Foram três dias inesquecíveis ao seu lado, apresentando seus vinhos em encontros com enófilos apaixonados e culminando em uma memorável degustação vertical de cinco safras de seu Grand Vin. 

Recordo com nitidez a disputa emocionante entre dois de seus ícones, os Pichon Lalande 1985 e 1986, lado a lado. Naquela noite, o 1986 quase me levou aos céus.

Na última vez em que estivemos juntos, conversamos longamente sobre os preços astronômicos da safra de 2000. Com sua habitual elegância e uma dose de ironia sussurrada, ela me tranquilizou: “Fique tranquilo, pois nosso 2001 é tão espetacular quanto o 2000.”

As incríveis histórias de May-Eliane, que teve seu château invadido pelos nazistas durante a guerra, estão no livro Vinho e Guerra, do casal Kladstrup.
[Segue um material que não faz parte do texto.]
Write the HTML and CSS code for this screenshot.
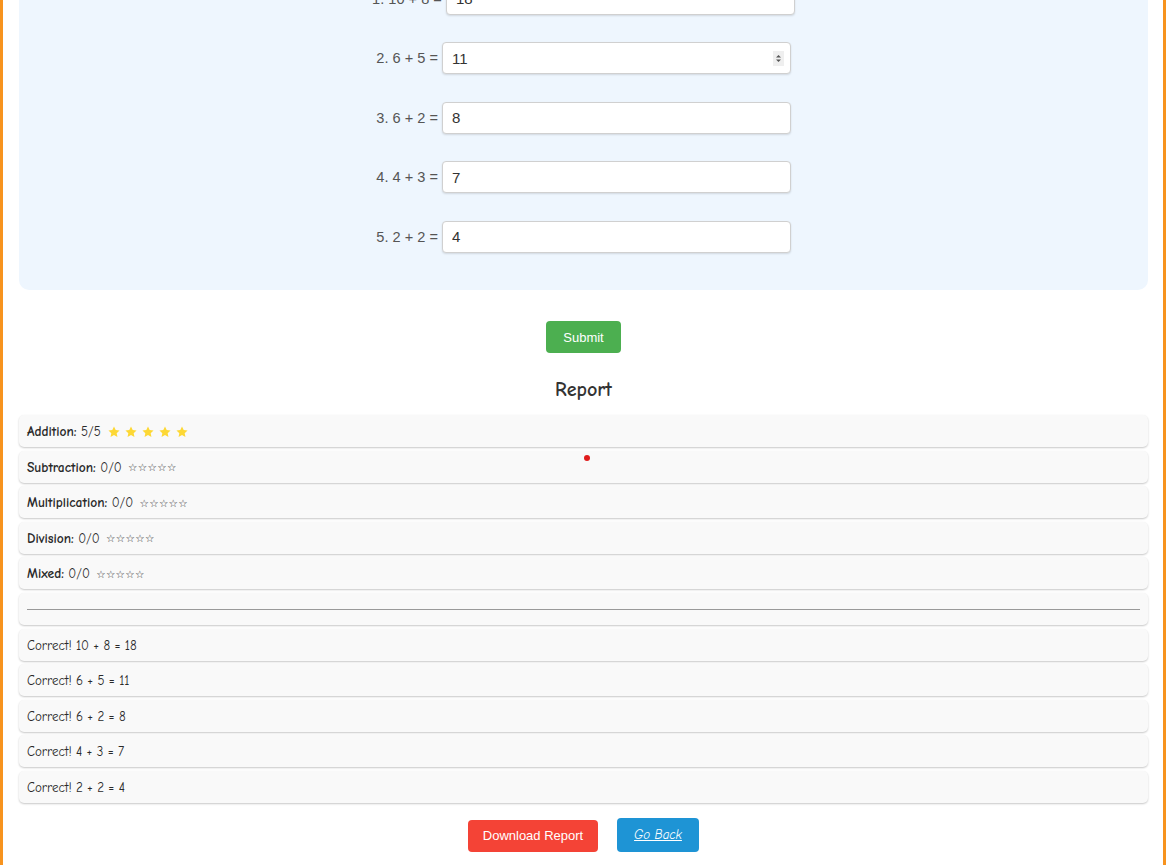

Seus relatos são impressionantes.

“Nossa vida cotidiana era marcada por uma total falta das coisas básicas: pouco aquecimento, uma dieta muito restrita, sem açúcar, pouco pão, quase nenhuma carne, e a manteiga simplesmente não existia. Vivíamos de acordo com o ritmo das estações. Moíamos milho para fazer uma farinha grossa que servia de base para a maioria dos nossos alimentos. Torrávamos cevada para preparar um café artificial.”

May-Eliane nasceu em Bordeaux, em uma família ligada ao vinho. Seu pai, Edouard Miailhe, adquiriu com o irmão o Château Pichon Longueville Comtesse de Lalande no ano de seu nascimento. Apesar desta origem, sua trajetória profissional nos vinhedos só começaria décadas depois, após uma vida dedicada à família e ao papel de esposa de militar, tendo se mudado 15 vezes ao longo de 30 anos.

Foi somente em 1978 que uma herança inesperada se transformou em sua missão. Após uma partilha entre os irmãos decidida por sorteio, May-Eliane herdou o Château Pichon Longueville Comtesse de Lalande, um dos grandes châteaux de Pauillac, “a Meca do Vinho”. Naquele momento, para ela, herdar o château foi um desafio inesperado. Com a aposentadoria do marido, imaginava que poderia – enfim – desfrutar de um período de tranquilidade.

Diante de uma propriedade abandonada, sem aquecimento e com finanças frágeis, ela decidiu reagir. Já com mais de 50 anos, matriculou-se na Universidade de Bordeaux para estudar enologia, mudou-se com o marido para o château e passou a liderar pessoalmente a transformação do negócio.

Sob sua gestão, o Château Pichon Longueville Comtesse de Lalande passou de uma vinícola em crise a símbolo de excelência. Cresceu, ganhou notoriedade internacional e teve a qualidade de seus vinhos alçada ao topo da crítica, com destaque para a lendária safra de 1982, que recebeu 100 pontos de Robert Parker.

Em 1994, May-Eliane foi eleita Woman of the Year (o prêmio se chamava ‘Man of the Year’, e May-Eliane foi uma das únicas mulheres a recebê-lo) pela prestigiada revista Decanter, que a reconheceu como uma das personalidades mais influentes do mundo do vinho.

Durante mais de 30 anos à frente da vinícola, May-Eliane modernizou processos, formou equipes, promoveu o vinho francês ao redor do mundo e fortaleceu a reputação de Bordeaux nos mercados mais exigentes. Em 2006, aos 81 anos, vendeu a participação majoritária do château à família Rouzaud, do Champagne Louis Roederer. May-Eliane levou anos para tomar essa decisão, já que seus filhos não demonstravam interesse em continuar no mundo do vinho. Segundo ela, a escolha foi dolorosa.

A história, no entanto, não terminou com a venda. Pelo contrário, começou ali uma nova aventura e um novo legado. Em 2003, aos 78, May-Eliane fundou a Glenelly Estate, em Stellenbosch, na África do Sul, determinada a provar que era possível produzir vinhos de classe mundial em solo africano. Hoje a vinícola é administrada por seu neto, Nicolas Bureau, mas May-Eliane segue presente em cada detalhe. Seu vinho ícone, o Lady May, já figura entre os melhores do país, e é amplamente elogiado por críticos como Tim Atkin, que destaca sua coragem e visão ao apostar nos tintos de Stellenbosch antes de sua consagração.

Merece um enorme brinde esta mulher que atravessou a história com coragem, afeto e visão, e que, safra após safra, ainda ensina que envelhecer pode ser o ato mais fértil de todos.